Written task
Each line of the material must be repeated precisely, with the pictures left out.

Source data

···

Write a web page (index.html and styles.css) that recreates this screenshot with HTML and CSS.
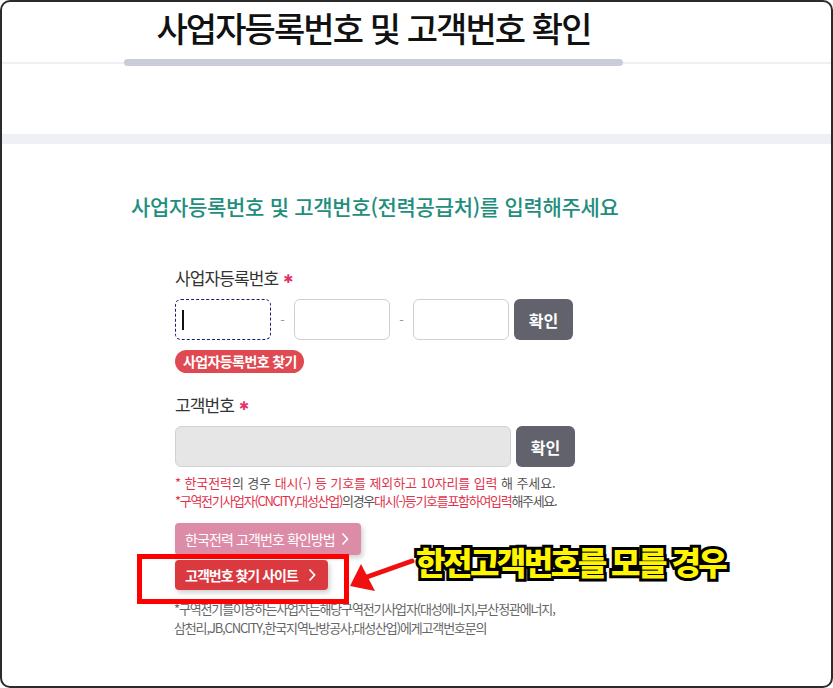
FILE: index.html
```html
<!DOCTYPE html>
<html lang="ko">
<head>
<meta charset="utf-8">
<title>사업자등록번호 및 고객번호 확인</title>
<link rel="stylesheet" href="styles.css">
</head>
<body>
<div class="frame">
  <header class="header">
    <div class="title-wrap">
      <h1 class="title">사업자등록번호 및 고객번호 확인</h1>
      <div class="title-bar"></div>
    </div>
  </header>
  <div class="rule"></div>
  <div class="band"></div>

  <main class="content">
    <h2 class="section-title">사업자등록번호 및 고객번호(전력공급처)를 입력해주세요</h2>

    <div class="form">
      <div class="label">사업자등록번호<span class="req">✱</span></div>
      <div class="row">
        <div class="input focus"><span class="caret"></span></div>
        <span class="dash">-</span>
        <div class="input"></div>
        <span class="dash">-</span>
        <div class="input"></div>
        <button class="btn-confirm">확인</button>
      </div>
      <div class="pill">사업자등록번호 찾기</div>

      <div class="label label-2">고객번호<span class="req">✱</span></div>
      <div class="row">
        <div class="input wide disabled"></div>
        <button class="btn-confirm">확인</button>
      </div>

      <p class="note n1"><span class="red">* 한국전력</span>의 경우 <span class="red">대시(-) 등 기호를 제외하고 10자리를 입력</span> 해 주세요.</p>
      <p class="note n2"><span class="red">*구역전기사업자(CNCITY,대성산업)</span>의경우<span class="red">대시(-)등기호를포함하여입력</span>해주세요.</p>

      <div class="link-btn pink">한국전력 고객번호 확인방법
        <svg class="chev" viewBox="0 0 8 14" width="8" height="14"><polyline points="1.5,1.5 6.5,7 1.5,12.5" fill="none" stroke="#fff" stroke-width="1.6"/></svg>
      </div>
      <div class="link-btn red-btn">고객번호 찾기 사이트
        <svg class="chev" viewBox="0 0 8 14" width="8" height="14"><polyline points="1.5,1.5 6.5,7 1.5,12.5" fill="none" stroke="#fff" stroke-width="1.8"/></svg>
      </div>

      <p class="foot">*구역전기를이용하는사업자는해당구역전기사업자(대성에너지,부산정관에너지,<br>삼천리,JB,CNCITY,한국지역난방공사,대성산업)에게고객번호문의</p>
    </div>
  </main>

  <div class="annot-box"></div>
  <svg class="annot-arrow" viewBox="0 0 80 50" width="80" height="50">
    <line x1="70" y1="6" x2="22" y2="23" stroke="#f01010" stroke-width="5" stroke-linecap="round"/>
    <polygon points="8,31 19,9 33,36" fill="#f01010"/>
  </svg>
  <div class="annot-text">한전고객번호를 모를 경우</div>
</div>
</body>
</html>
```

FILE: styles.css
```css
* { box-sizing: border-box; }
html, body { margin: 0; padding: 0; background: #fff; }
body {
  font-family: "Noto Sans CJK KR", "Noto Sans", sans-serif;
  color: #333;
}
.frame {
  position: relative;
  width: 833px;
  height: 688px;
  border: 2px solid #2b2b2b;
  border-radius: 10px;
  overflow: hidden;
  background: #fff;
}
.header {
  padding: 6px 0 0 122px;
}
.title-wrap {
  width: 499px;
}
.title {
  margin: 0;
  height: 40px;
  line-height: 40px;
  font-size: 34px;
  font-weight: 500;
  color: #111;
  text-align: center;
  letter-spacing: -1.9px;
}
.title-bar {
  position: relative;
  z-index: 1;
  margin-top: 11px;
  height: 7px;
  border-radius: 4px;
  background: #c9cdd8;
  margin-bottom: -4px;
}
.rule {
  height: 2px;
  background: #eff0f3;
}
.band {
  margin-top: 70px;
  height: 10px;
  background: #eff0f5;
}
.content {
  padding: 48px 0 0 129px;
}
.section-title {
  margin: 0;
  font-size: 21px;
  line-height: 28px;
  font-weight: 500;
  color: #1f8e7d;
  letter-spacing: -0.3px;
}
.form {
  padding: 46px 0 0 44px;
}
.label {
  font-size: 17px;
  line-height: 24px;
  letter-spacing: -0.9px;
  color: #333;
}
.req {
  color: #e0336a;
  font-size: 12px;
  margin-left: 5px;
  vertical-align: 2px;
  font-family: "DejaVu Sans", sans-serif;
}
.label-2 { margin-top: 20px; }
.row {
  display: flex;
  align-items: center;
  margin-top: 8px;
}
.input {
  width: 96px;
  height: 41px;
  border: 1px solid #cfcfcf;
  border-radius: 6px;
  background: #fff;
  display: flex;
  align-items: center;
}
.input.focus {
  border: 1px dashed #1c1c6e;
}
.caret {
  display: block;
  width: 1.5px;
  height: 20px;
  background: #111;
  margin-left: 6px;
}
.input.wide {
  width: 336px;
}
.input.disabled {
  background: #e6e6e6;
  border-color: #d2d2d2;
}
.dash {
  width: 23px;
  text-align: center;
  color: #999;
  font-size: 13px;
}
.btn-confirm {
  margin-left: 5px;
  width: 59px;
  height: 41px;
  border: none;
  border-radius: 6px;
  background: #62626d;
  color: #fff;
  font-family: inherit;
  font-size: 16px;
  font-weight: 700;
  padding: 0;
}
.pill {
  display: inline-block;
  margin-top: 10px;
  height: 23px;
  line-height: 23px;
  padding: 0 7px 0 8px;
  border-radius: 12px;
  background: #df4a52;
  color: #fff;
  font-size: 14px;
  font-weight: 700;
  letter-spacing: -0.6px;
}
.note {
  margin: 0;
  font-size: 13px;
  line-height: 18px;
  color: #555;
}
.n1 { margin-top: 7px; letter-spacing: -0.1px; }
.n2 { letter-spacing: -1.3px; }
.red { color: #e2324a; }
.link-btn {
  display: flex;
  align-items: center;
  justify-content: space-between;
  color: #fff;
  font-size: 14px;
  letter-spacing: -0.9px;
  border-radius: 4px;
  padding: 0 12px 0 10px;
  box-shadow: 2px 3px 5px rgba(0,0,0,0.18);
}
.link-btn.pink {
  margin-top: 13px;
  width: 186px;
  height: 32px;
  background: #dd8ca8;
}
.link-btn.red-btn {
  margin-top: 5px;
  width: 153px;
  height: 30px;
  background: #d9393f;
  font-weight: 700;
  letter-spacing: -1px;
}
.chev { display: block; }
.foot {
  margin: 9px 0 0 -1px;
  font-size: 13px;
  line-height: 19px;
  color: #666;
  letter-spacing: -1.15px;
}
.annot-box {
  position: absolute;
  left: 135px;
  top: 552px;
  width: 212px;
  height: 50px;
  border: 5px solid #ff0000;
}
.annot-arrow {
  position: absolute;
  left: 340px;
  top: 553px;
}
.annot-text {
  position: absolute;
  left: 414px;
  top: 536px;
  font-size: 32px;
  line-height: 46px;
  font-weight: 900;
  letter-spacing: -2.5px;
  color: #fff500;
  -webkit-text-stroke: 6px #000;
  paint-order: stroke fill;
  white-space: nowrap;
}
```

···

Response to this task
Write a web page (index.html and styles.css) that recreates this screenshot with HTML and CSS.
FILE: index.html
```html
<!DOCTYPE html>
<html lang="ko">
<head>
<meta charset="utf-8">
<title>사업자등록번호 및 고객번호 확인</title>
<link rel="stylesheet" href="styles.css">
</head>
<body>
<div class="frame">
  <header class="header">
    <div class="title-wrap">
      <h1 class="title">사업자등록번호 및 고객번호 확인</h1>
      <div class="title-bar"></div>
    </div>
  </header>
  <div class="rule"></div>
  <div class="band"></div>

  <main class="content">
    <h2 class="section-title">사업자등록번호 및 고객번호(전력공급처)를 입력해주세요</h2>

    <div class="form">
      <div class="label">사업자등록번호<span class="req">✱</span></div>
      <div class="row">
        <div class="input focus"><span class="caret"></span></div>
        <span class="dash">-</span>
        <div class="input"></div>
        <span class="dash">-</span>
        <div class="input"></div>
        <button class="btn-confirm">확인</button>
      </div>
      <div class="pill">사업자등록번호 찾기</div>

      <div class="label label-2">고객번호<span class="req">✱</span></div>
      <div class="row">
        <div class="input wide disabled"></div>
        <button class="btn-confirm">확인</button>
      </div>

      <p class="note n1"><span class="red">* 한국전력</span>의 경우 <span class="red">대시(-) 등 기호를 제외하고 10자리를 입력</span> 해 주세요.</p>
      <p class="note n2"><span class="red">*구역전기사업자(CNCITY,대성산업)</span>의경우<span class="red">대시(-)등기호를포함하여입력</span>해주세요.</p>

      <div class="link-btn pink">한국전력 고객번호 확인방법
        <svg class="chev" viewBox="0 0 8 14" width="8" height="14"><polyline points="1.5,1.5 6.5,7 1.5,12.5" fill="none" stroke="#fff" stroke-width="1.6"/></svg>
      </div>
      <div class="link-btn red-btn">고객번호 찾기 사이트
        <svg class="chev" viewBox="0 0 8 14" width="8" height="14"><polyline points="1.5,1.5 6.5,7 1.5,12.5" fill="none" stroke="#fff" stroke-width="1.8"/></svg>
      </div>

      <p class="foot">*구역전기를이용하는사업자는해당구역전기사업자(대성에너지,부산정관에너지,<br>삼천리,JB,CNCITY,한국지역난방공사,대성산업)에게고객번호문의</p>
    </div>
  </main>

  <div class="annot-box"></div>
  <svg class="annot-arrow" viewBox="0 0 80 50" width="80" height="50">
    <line x1="70" y1="6" x2="22" y2="23" stroke="#f01010" stroke-width="5" stroke-linecap="round"/>
    <polygon points="8,31 19,9 33,36" fill="#f01010"/>
  </svg>
  <div class="annot-text">한전고객번호를 모를 경우</div>
</div>
</body>
</html>
```

FILE: styles.css
```css
* { box-sizing: border-box; }
html, body { margin: 0; padding: 0; background: #fff; }
body {
  font-family: "Noto Sans CJK KR", "Noto Sans", sans-serif;
  color: #333;
}
.frame {
  position: relative;
  width: 833px;
  height: 688px;
  border: 2px solid #2b2b2b;
  border-radius: 10px;
  overflow: hidden;
  background: #fff;
}
.header {
  padding: 6px 0 0 122px;
}
.title-wrap {
  width: 499px;
}
.title {
  margin: 0;
  height: 40px;
  line-height: 40px;
  font-size: 34px;
  font-weight: 500;
  color: #111;
  text-align: center;
  letter-spacing: -1.9px;
}
.title-bar {
  position: relative;
  z-index: 1;
  margin-top: 11px;
  height: 7px;
  border-radius: 4px;
  background: #c9cdd8;
  margin-bottom: -4px;
}
.rule {
  height: 2px;
  background: #eff0f3;
}
.band {
  margin-top: 70px;
  height: 10px;
  background: #eff0f5;
}
.content {
  padding: 48px 0 0 129px;
}
.section-title {
  margin: 0;
  font-size: 21px;
  line-height: 28px;
  font-weight: 500;
  color: #1f8e7d;
  letter-spacing: -0.3px;
}
.form {
  padding: 46px 0 0 44px;
}
.label {
  font-size: 17px;
  line-height: 24px;
  letter-spacing: -0.9px;
  color: #333;
}
.req {
  color: #e0336a;
  font-size: 12px;
  margin-left: 5px;
  vertical-align: 2px;
  font-family: "DejaVu Sans", sans-serif;
}
.label-2 { margin-top: 20px; }
.row {
  display: flex;
  align-items: center;
  margin-top: 8px;
}
.input {
  width: 96px;
  height: 41px;
  border: 1px solid #cfcfcf;
  border-radius: 6px;
  background: #fff;
  display: flex;
  align-items: center;
}
.input.focus {
  border: 1px dashed #1c1c6e;
}
.caret {
  display: block;
  width: 1.5px;
  height: 20px;
  background: #111;
  margin-left: 6px;
}
.input.wide {
  width: 336px;
}
.input.disabled {
  background: #e6e6e6;
  border-color: #d2d2d2;
}
.dash {
  width: 23px;
  text-align: center;
  color: #999;
  font-size: 13px;
}
.btn-confirm {
  margin-left: 5px;
  width: 59px;
  height: 41px;
  border: none;
  border-radius: 6px;
  background: #62626d;
  color: #fff;
  font-family: inherit;
  font-size: 16px;
  font-weight: 700;
  padding: 0;
}
.pill {
  display: inline-block;
  margin-top: 10px;
  height: 23px;
  line-height: 23px;
  padding: 0 7px 0 8px;
  border-radius: 12px;
  background: #df4a52;
  color: #fff;
  font-size: 14px;
  font-weight: 700;
  letter-spacing: -0.6px;
}
.note {
  margin: 0;
  font-size: 13px;
  line-height: 18px;
  color: #555;
}
.n1 { margin-top: 7px; letter-spacing: -0.1px; }
.n2 { letter-spacing: -1.3px; }
.red { color: #e2324a; }
.link-btn {
  display: flex;
  align-items: center;
  justify-content: space-between;
  color: #fff;
  font-size: 14px;
  letter-spacing: -0.9px;
  border-radius: 4px;
  padding: 0 12px 0 10px;
  box-shadow: 2px 3px 5px rgba(0,0,0,0.18);
}
.link-btn.pink {
  margin-top: 13px;
  width: 186px;
  height: 32px;
  background: #dd8ca8;
}
.link-btn.red-btn {
  margin-top: 5px;
  width: 153px;
  height: 30px;
  background: #d9393f;
  font-weight: 700;
  letter-spacing: -1px;
}
.chev { display: block; }
.foot {
  margin: 9px 0 0 -1px;
  font-size: 13px;
  line-height: 19px;
  color: #666;
  letter-spacing: -1.15px;
}
.annot-box {
  position: absolute;
  left: 135px;
  top: 552px;
  width: 212px;
  height: 50px;
  border: 5px solid #ff0000;
}
.annot-arrow {
  position: absolute;
  left: 340px;
  top: 553px;
}
.annot-text {
  position: absolute;
  left: 414px;
  top: 536px;
  font-size: 32px;
  line-height: 46px;
  font-weight: 900;
  letter-spacing: -2.5px;
  color: #fff500;
  -webkit-text-stroke: 6px #000;
  paint-order: stroke fill;
  white-space: nowrap;
}
```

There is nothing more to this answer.